Make an exact copy of the data below, leaving out every picture.
--- Start of Data shown ---
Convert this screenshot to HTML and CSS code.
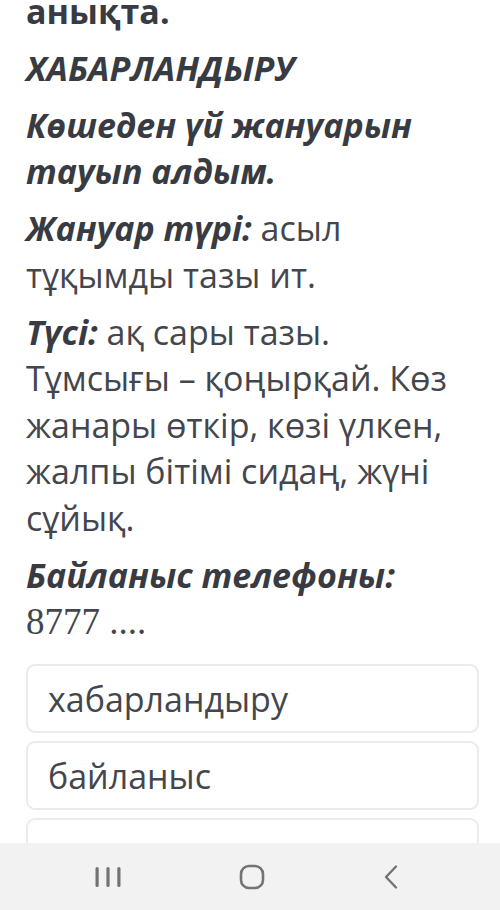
FILE: index.html
```html
<!DOCTYPE html>
<html lang="kk">
<head>
<meta charset="utf-8">
<title>Хабарландыру</title>
<link rel="stylesheet" href="styles.css">
</head>
<body>
<main class="content">
  <p class="para first"><b class="head">анықта.</b></p>
  <p class="para"><b class="bi">ХАБАРЛАНДЫРУ</b></p>
  <p class="para"><b class="bi">Көшеден үй жануарын тауып алдым.</b></p>
  <p class="para"><b class="bi">Жануар түрі:</b> асыл тұқымды тазы ит.</p>
  <p class="para"><b class="bi">Түсі:</b> ақ сары тазы. Тұмсығы – қоңырқай. Көз жанары өткір, көзі үлкен, жалпы бітімі сидаң, жүні сұйық.</p>
  <p class="para"><b class="bi">Байланыс телефоны:</b><br><span class="serif">8777 ....</span></p>

  <div class="options">
    <div class="option">хабарландыру</div>
    <div class="option">байланыс</div>
    <div class="option">&nbsp;</div>
  </div>
</main>

<nav class="navbar">
  <svg class="nav-icon" width="28" height="24" viewBox="0 0 28 24">
    <rect x="1.5" y="2" width="3.2" height="20" rx="1.6" fill="#737373"/>
    <rect x="12.4" y="2" width="3.2" height="20" rx="1.6" fill="#737373"/>
    <rect x="23.3" y="2" width="3.2" height="20" rx="1.6" fill="#737373"/>
  </svg>
  <svg class="nav-icon" width="26" height="26" viewBox="0 0 26 26">
    <rect x="2" y="2" width="22" height="22" rx="8" fill="none" stroke="#737373" stroke-width="2.6"/>
  </svg>
  <svg class="nav-icon" width="18" height="26" viewBox="0 0 18 26">
    <path d="M14 2.5 L4 13 L14 23.5" fill="none" stroke="#737373" stroke-width="2.4" stroke-linecap="round" stroke-linejoin="round"/>
  </svg>
</nav>
</body>
</html>
```

FILE: styles.css
```css
html, body {
  margin: 0;
  padding: 0;
  background: #ffffff;
}

body {
  width: 500px;
  height: 910px;
  overflow: hidden;
  font-family: "Open Sans", "Noto Sans", sans-serif;
  color: #43464c;
}

.content {
  padding: 0 21px 0 26px;
}

.para {
  margin: 0 0 10.5px;
  font-size: 34px;
  line-height: 46.5px;
}

.para.first {
  margin-top: -12.5px;
}

.head {
  font-weight: 700;
  color: #383b42;
}

.bi {
  font-weight: 700;
  font-style: italic;
  color: #383b42;
}

.serif {
  font-family: "Liberation Serif", "Times New Roman", serif;
  font-size: 37px;
}

.options {
  display: flex;
  flex-direction: column;
  gap: 8px;
  margin-top: 18px;
}

.option {
  height: 69px;
  box-sizing: border-box;
  border: 2px solid #ebebeb;
  border-radius: 9px;
  background: #ffffff;
  padding: 10.5px 20px 0;
  font-size: 34px;
  line-height: 46.5px;
  color: #43464c;
}

.navbar {
  position: fixed;
  left: 0;
  right: 0;
  bottom: 0;
  height: 67px;
  background: #f2f2f2;
  display: flex;
  align-items: center;
  justify-content: space-between;
  padding: 0 100px 0 94px;
  box-sizing: border-box;
}

.nav-icon {
  display: block;
}
```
--- End of Data shown ---
■ Finished task:
Convert this screenshot to HTML and CSS code.
FILE: index.html
```html
<!DOCTYPE html>
<html lang="kk">
<head>
<meta charset="utf-8">
<title>Хабарландыру</title>
<link rel="stylesheet" href="styles.css">
</head>
<body>
<main class="content">
  <p class="para first"><b class="head">анықта.</b></p>
  <p class="para"><b class="bi">ХАБАРЛАНДЫРУ</b></p>
  <p class="para"><b class="bi">Көшеден үй жануарын тауып алдым.</b></p>
  <p class="para"><b class="bi">Жануар түрі:</b> асыл тұқымды тазы ит.</p>
  <p class="para"><b class="bi">Түсі:</b> ақ сары тазы. Тұмсығы – қоңырқай. Көз жанары өткір, көзі үлкен, жалпы бітімі сидаң, жүні сұйық.</p>
  <p class="para"><b class="bi">Байланыс телефоны:</b><br><span class="serif">8777 ....</span></p>

  <div class="options">
    <div class="option">хабарландыру</div>
    <div class="option">байланыс</div>
    <div class="option">&nbsp;</div>
  </div>
</main>

<nav class="navbar">
  <svg class="nav-icon" width="28" height="24" viewBox="0 0 28 24">
    <rect x="1.5" y="2" width="3.2" height="20" rx="1.6" fill="#737373"/>
    <rect x="12.4" y="2" width="3.2" height="20" rx="1.6" fill="#737373"/>
    <rect x="23.3" y="2" width="3.2" height="20" rx="1.6" fill="#737373"/>
  </svg>
  <svg class="nav-icon" width="26" height="26" viewBox="0 0 26 26">
    <rect x="2" y="2" width="22" height="22" rx="8" fill="none" stroke="#737373" stroke-width="2.6"/>
  </svg>
  <svg class="nav-icon" width="18" height="26" viewBox="0 0 18 26">
    <path d="M14 2.5 L4 13 L14 23.5" fill="none" stroke="#737373" stroke-width="2.4" stroke-linecap="round" stroke-linejoin="round"/>
  </svg>
</nav>
</body>
</html>
```

FILE: styles.css
```css
html, body {
  margin: 0;
  padding: 0;
  background: #ffffff;
}

body {
  width: 500px;
  height: 910px;
  overflow: hidden;
  font-family: "Open Sans", "Noto Sans", sans-serif;
  color: #43464c;
}

.content {
  padding: 0 21px 0 26px;
}

.para {
  margin: 0 0 10.5px;
  font-size: 34px;
  line-height: 46.5px;
}

.para.first {
  margin-top: -12.5px;
}

.head {
  font-weight: 700;
  color: #383b42;
}

.bi {
  font-weight: 700;
  font-style: italic;
  color: #383b42;
}

.serif {
  font-family: "Liberation Serif", "Times New Roman", serif;
  font-size: 37px;
}

.options {
  display: flex;
  flex-direction: column;
  gap: 8px;
  margin-top: 18px;
}

.option {
  height: 69px;
  box-sizing: border-box;
  border: 2px solid #ebebeb;
  border-radius: 9px;
  background: #ffffff;
  padding: 10.5px 20px 0;
  font-size: 34px;
  line-height: 46.5px;
  color: #43464c;
}

.navbar {
  position: fixed;
  left: 0;
  right: 0;
  bottom: 0;
  height: 67px;
  background: #f2f2f2;
  display: flex;
  align-items: center;
  justify-content: space-between;
  padding: 0 100px 0 94px;
  box-sizing: border-box;
}

.nav-icon {
  display: block;
}
```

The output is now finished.